We think about it more during this graduation season, and then especially when school begins and our youth, year after year, makes their way to college, or a new job in the city, or perhaps a stint in the military. We wonder if we have prepared them well enough to meet the high demands that await them. And, deep down, we wonder if they will ever return to their own hometown.
We feel it, the vibrancy of life in small-town America slowly ebbing away each time a young and talented homegrown person leaves our fold, usually to never return or contribute to the community again. Each year most of the youth leaves and each year we continue on with our business, raising the next crop of talented youth who will eventually leave. What have we done to ourselves? If the current pattern continues what will happen to our community?
It’s not hard to do the math on this one. According to every study out there, rural America is dying because of the basic fact that as a town’s population ages, they aren’t replacing the population with young people. The youth, upon graduation, leave….and they mostly don’t return. It’s called Brain Drain and it’s the cause of the decline in rural America. Pretty soon, within a generation or two, Brain Drain creates a negative number, and soon after a community arrives at the tipping point where there aren’t enough people to pay for the services and needs of its citizens.
We aren’t there yet --- but in some isolated cases we’re getting mighty darn close.
But what can be done about this problem that is threatening the very life blood of rural America. Well, first of all, we need to ask them to stay----or least return after they have experienced college or military life. We need to work with them when they are still in our schools and show them ways they can make money in rural America. After all, living in a small town is the American dream where life is slow and safe and special. But, in most cases, the jobs are scarce ---- unless we start showing our youth how one finds --- or creates --- a job in a small town.

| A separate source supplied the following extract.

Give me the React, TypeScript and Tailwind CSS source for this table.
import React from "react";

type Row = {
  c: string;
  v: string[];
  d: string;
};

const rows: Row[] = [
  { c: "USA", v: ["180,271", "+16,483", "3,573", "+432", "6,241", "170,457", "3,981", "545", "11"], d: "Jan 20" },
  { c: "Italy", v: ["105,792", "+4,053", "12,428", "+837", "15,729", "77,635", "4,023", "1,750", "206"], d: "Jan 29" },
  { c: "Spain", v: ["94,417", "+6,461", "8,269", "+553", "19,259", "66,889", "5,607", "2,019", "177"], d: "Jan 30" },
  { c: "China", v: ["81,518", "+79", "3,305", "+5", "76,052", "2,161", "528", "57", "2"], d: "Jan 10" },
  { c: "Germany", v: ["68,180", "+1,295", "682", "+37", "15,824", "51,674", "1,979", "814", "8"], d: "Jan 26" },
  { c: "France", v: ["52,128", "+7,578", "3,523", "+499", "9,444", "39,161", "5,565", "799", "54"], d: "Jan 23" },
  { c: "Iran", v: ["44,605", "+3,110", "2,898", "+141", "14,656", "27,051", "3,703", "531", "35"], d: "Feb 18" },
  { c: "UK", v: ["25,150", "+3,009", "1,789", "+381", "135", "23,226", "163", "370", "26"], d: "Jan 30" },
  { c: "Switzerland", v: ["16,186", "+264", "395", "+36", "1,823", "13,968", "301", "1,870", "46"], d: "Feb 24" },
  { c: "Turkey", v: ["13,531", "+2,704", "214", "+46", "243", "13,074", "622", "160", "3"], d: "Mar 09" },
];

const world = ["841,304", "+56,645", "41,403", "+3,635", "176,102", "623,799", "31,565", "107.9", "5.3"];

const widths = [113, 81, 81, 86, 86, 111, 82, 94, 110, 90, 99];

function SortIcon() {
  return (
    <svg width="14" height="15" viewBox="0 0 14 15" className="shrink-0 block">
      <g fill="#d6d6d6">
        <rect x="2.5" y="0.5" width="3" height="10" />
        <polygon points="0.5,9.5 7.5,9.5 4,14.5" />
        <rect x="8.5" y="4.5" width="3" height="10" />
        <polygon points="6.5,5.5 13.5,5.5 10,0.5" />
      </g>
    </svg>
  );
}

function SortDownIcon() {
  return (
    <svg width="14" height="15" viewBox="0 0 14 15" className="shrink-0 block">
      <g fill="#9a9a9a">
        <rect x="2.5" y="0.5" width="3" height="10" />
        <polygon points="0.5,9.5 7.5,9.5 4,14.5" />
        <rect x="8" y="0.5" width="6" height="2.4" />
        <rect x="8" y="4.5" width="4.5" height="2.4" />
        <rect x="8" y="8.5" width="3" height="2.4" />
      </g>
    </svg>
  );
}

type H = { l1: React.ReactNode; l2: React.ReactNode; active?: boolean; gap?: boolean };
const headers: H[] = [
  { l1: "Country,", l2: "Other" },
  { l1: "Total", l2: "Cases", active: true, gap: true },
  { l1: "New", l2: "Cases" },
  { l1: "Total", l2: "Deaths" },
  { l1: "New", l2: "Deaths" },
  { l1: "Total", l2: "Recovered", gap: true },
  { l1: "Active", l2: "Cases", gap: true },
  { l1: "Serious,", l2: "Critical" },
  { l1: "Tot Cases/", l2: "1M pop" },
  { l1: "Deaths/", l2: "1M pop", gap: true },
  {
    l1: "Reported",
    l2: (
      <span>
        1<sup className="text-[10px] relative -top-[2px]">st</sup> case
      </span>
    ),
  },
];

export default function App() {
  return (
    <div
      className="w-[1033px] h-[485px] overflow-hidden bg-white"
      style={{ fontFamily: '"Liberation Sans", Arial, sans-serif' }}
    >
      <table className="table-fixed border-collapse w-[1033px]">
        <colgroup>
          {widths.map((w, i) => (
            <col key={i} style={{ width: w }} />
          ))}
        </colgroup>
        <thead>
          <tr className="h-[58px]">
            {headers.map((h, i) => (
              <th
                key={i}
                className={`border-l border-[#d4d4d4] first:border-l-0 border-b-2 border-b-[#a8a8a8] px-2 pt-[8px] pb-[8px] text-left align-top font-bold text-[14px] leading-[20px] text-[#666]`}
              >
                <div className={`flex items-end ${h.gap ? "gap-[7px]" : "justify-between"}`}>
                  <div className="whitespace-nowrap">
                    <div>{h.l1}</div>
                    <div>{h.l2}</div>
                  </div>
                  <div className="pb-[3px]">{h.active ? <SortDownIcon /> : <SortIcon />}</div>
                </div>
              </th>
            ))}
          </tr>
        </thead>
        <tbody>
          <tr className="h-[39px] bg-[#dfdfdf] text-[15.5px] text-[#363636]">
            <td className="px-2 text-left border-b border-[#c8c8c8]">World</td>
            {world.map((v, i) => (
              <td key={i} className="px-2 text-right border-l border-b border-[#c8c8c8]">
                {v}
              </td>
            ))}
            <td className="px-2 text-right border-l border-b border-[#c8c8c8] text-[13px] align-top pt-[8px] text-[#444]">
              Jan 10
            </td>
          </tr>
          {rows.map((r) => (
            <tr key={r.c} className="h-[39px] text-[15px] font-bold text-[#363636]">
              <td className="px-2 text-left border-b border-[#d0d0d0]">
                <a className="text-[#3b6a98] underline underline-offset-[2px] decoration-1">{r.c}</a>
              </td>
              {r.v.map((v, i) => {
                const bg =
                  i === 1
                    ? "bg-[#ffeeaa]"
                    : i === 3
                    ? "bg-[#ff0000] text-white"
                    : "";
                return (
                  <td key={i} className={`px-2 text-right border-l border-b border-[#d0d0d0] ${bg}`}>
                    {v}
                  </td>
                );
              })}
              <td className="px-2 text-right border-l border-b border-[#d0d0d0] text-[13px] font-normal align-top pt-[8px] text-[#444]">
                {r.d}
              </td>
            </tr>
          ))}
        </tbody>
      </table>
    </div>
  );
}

That’s where the Ogallala Commons Foundation comes in. They’re located in Nebraska but are dedicated to helping rural America, the heart of this great country, recreate itself by assisting communities in developing youth entrepreneurship, youth internships, and youth apprenticeships. Their model is spot on and can be used to help our youth, while in school, begin to understand and appreciate the community in which they live. Their workforce programs then allow the youth to begin to understand how to make a living in their hometown.

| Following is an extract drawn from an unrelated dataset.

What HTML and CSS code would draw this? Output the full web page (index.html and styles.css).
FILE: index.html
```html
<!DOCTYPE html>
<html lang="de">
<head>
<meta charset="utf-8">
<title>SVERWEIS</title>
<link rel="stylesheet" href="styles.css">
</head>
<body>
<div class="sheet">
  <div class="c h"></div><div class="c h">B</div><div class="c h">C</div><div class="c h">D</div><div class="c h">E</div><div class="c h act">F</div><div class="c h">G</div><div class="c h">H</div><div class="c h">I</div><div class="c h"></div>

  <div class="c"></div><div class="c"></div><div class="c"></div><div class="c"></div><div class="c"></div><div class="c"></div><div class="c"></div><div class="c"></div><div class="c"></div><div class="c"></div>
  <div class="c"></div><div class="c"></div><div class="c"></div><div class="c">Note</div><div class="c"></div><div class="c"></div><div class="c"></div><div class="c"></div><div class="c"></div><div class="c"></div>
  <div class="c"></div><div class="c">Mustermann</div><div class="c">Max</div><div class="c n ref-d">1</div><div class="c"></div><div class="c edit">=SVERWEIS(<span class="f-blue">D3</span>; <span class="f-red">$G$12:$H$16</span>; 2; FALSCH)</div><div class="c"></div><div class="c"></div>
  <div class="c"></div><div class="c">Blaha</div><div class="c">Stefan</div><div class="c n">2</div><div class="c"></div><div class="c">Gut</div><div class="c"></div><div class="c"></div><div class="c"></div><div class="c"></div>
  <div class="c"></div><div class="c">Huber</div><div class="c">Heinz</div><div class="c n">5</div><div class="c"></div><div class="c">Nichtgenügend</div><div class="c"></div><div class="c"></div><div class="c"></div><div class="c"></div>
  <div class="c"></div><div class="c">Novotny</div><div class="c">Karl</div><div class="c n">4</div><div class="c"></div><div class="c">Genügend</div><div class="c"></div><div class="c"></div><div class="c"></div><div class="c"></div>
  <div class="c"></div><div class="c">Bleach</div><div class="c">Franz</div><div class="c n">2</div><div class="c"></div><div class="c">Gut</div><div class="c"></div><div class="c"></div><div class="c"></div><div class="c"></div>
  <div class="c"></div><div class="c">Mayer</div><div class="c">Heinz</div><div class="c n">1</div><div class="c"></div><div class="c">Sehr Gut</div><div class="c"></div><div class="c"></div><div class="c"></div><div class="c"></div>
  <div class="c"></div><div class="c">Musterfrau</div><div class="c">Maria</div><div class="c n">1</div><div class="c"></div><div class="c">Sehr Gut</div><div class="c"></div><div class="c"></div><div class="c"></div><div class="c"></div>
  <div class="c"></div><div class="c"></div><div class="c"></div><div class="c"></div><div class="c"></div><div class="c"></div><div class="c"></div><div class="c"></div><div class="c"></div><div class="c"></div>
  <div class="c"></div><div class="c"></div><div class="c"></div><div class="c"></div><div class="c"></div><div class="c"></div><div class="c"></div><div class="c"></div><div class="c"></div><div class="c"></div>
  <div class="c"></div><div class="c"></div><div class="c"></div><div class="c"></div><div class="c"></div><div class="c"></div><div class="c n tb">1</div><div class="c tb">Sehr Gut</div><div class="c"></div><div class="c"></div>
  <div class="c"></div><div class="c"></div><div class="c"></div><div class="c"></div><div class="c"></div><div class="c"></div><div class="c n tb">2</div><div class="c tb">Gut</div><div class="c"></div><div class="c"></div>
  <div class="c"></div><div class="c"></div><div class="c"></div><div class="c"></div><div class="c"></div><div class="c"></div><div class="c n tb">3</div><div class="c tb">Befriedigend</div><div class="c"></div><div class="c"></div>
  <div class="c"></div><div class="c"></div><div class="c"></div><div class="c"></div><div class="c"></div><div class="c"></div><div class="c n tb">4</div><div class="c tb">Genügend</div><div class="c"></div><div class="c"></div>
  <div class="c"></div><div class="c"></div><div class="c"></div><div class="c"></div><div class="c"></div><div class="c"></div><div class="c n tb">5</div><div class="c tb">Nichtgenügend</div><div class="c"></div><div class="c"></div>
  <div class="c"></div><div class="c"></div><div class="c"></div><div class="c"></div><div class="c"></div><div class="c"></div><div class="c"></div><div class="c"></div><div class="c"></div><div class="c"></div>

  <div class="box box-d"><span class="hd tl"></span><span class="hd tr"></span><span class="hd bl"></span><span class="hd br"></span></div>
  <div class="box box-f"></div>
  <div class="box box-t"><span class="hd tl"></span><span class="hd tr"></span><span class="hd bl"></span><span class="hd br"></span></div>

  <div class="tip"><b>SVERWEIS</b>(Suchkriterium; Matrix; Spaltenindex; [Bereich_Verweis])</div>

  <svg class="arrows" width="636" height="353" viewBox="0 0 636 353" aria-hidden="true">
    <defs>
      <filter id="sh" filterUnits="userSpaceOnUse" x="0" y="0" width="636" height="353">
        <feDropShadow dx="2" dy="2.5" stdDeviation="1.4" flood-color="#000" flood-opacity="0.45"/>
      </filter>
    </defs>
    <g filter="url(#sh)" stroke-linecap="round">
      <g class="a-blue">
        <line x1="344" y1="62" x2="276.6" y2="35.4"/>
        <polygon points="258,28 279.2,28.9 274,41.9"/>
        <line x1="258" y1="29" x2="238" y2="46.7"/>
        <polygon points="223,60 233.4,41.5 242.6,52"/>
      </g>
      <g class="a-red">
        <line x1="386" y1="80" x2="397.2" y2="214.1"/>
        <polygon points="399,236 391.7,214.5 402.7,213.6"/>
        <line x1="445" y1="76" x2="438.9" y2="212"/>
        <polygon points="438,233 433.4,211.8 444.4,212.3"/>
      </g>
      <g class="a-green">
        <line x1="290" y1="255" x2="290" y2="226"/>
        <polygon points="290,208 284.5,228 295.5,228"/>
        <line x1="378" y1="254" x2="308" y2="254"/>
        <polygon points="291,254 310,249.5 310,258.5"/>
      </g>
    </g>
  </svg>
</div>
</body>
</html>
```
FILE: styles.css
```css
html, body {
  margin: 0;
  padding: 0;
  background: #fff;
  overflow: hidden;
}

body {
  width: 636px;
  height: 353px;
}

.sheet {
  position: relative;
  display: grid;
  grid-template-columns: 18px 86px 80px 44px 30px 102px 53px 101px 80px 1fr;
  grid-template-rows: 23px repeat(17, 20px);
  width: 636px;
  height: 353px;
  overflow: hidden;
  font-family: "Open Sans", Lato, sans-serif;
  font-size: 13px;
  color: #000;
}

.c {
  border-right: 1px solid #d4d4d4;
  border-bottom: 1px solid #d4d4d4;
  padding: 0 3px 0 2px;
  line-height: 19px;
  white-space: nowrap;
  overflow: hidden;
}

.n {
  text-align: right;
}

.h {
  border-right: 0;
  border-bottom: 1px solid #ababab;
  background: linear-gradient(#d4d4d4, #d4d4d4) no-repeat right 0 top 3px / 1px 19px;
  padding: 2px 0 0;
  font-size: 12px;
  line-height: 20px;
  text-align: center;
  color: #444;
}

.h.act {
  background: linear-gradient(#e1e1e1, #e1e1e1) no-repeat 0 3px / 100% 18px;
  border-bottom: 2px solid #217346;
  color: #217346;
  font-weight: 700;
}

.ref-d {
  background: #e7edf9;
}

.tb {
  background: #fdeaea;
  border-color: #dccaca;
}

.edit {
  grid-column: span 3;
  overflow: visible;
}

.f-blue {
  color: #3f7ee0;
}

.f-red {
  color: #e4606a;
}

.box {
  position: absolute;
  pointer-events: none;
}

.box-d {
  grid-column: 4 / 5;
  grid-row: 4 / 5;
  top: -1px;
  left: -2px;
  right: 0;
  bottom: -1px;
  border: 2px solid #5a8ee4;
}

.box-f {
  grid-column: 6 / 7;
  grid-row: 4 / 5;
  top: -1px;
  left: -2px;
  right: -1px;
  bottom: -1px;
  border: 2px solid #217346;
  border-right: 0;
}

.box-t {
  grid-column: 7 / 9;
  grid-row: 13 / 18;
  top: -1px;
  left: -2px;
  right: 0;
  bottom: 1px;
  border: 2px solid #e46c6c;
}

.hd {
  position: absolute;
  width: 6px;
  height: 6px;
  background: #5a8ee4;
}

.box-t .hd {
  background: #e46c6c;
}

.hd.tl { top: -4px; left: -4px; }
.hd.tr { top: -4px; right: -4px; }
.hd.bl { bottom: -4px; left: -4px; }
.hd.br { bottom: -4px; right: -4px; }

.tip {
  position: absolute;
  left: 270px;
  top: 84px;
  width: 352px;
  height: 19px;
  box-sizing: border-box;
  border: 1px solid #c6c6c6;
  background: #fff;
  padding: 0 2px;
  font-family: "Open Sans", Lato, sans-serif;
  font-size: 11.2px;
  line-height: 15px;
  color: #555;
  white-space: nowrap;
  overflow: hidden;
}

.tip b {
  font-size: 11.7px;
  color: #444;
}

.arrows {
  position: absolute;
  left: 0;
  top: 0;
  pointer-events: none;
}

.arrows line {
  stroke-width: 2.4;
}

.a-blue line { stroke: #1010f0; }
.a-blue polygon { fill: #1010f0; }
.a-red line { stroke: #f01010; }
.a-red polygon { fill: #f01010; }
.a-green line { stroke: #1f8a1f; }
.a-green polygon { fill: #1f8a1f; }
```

So much more can be said about Ogallala Commons and their phenomenal community-youth collaborative programs. These programs are changing the face of rural Kansas and it can help change the face of southeastern Colorado, as well.
As such, OC Executive Director Daryll Birkenfeld stopped into the offices of the Independent the other day and made a proposal for the town of Eads and Kiowa County at large. He’s bringing the Commonwealth Youth Academy to Eads on June 12. This is a major opportunity for our communities as it will invite the youth to have a voice about their own community and it will allow people who care about the improvement of the community to have an opportunity to describe the best of what Eads has done and should do in the future. The Youth Academy is about opening up a whole new world to youth with they hope they will want to get in the driver’s seat, rev their engines, put it in high gear and take off.
Any youth in middle school and high school in Eads and surrounding areas are welcome to attend this free workshop. Parents are strongly encouraged to support this academy for the sake of our youth and the future of the community. It’s a very wise decision, indeed, to have your student as a part of this youth academy.
Following are the details for the Youth Academy. Please call Betsy Barnett at 719-940-0799 or IM her with any questions you might have:
DATE: Wednesday, June 12 from 9:00 am to Noon
COST: Free to all youth ages Middle School through High School (recent graduates welcome)
PLACE: Bransgrove Building in the upstairs meeting room --- Access through the old PreSchool door.
ENROLLMENT: Facebook Event – Join the Academy by clicking ‘GOING.’
The Academy consists of a 3-hour activity:
Classroom-based interactive learning about 12 Key Assets that are present in the local community or county, complimented by 20 minutes of storytelling by elders to broaden student understanding of how the assets were utilized in the community over the past 20-40 years.
A walking/driving tour to entities, businesses, and sites that are examples for the 12 Key Assets (especially the social, economic, and ecological aspects of the community).
Back in the classroom, an interactive activity for students articulate and expand their knowledge of local assets and potential career paths connected to the assets.
There will be a short presentation by a young adult who has returned to the community and created a livelihood that enables them to make a living.
The Academy will wrap up with information on how our community and the students can move forward with their own business ideas, internships, or apprenticeships that can lead to real work and career options.
One other aspect of this amazing opportunity provided by Ogallala Commons is the chance to learn about one of their newest programs called Rural & Remote that just might be the way Eads and surrounding communities can bring the youth back having remote jobs in order to make a living.
Studies show that many youth who left their hometowns and never returned felt they were ignored by the elders in the community. Their opinions were not valued. The Commonwealth Youth Academy is the perfect opportunity for our youth to be heard.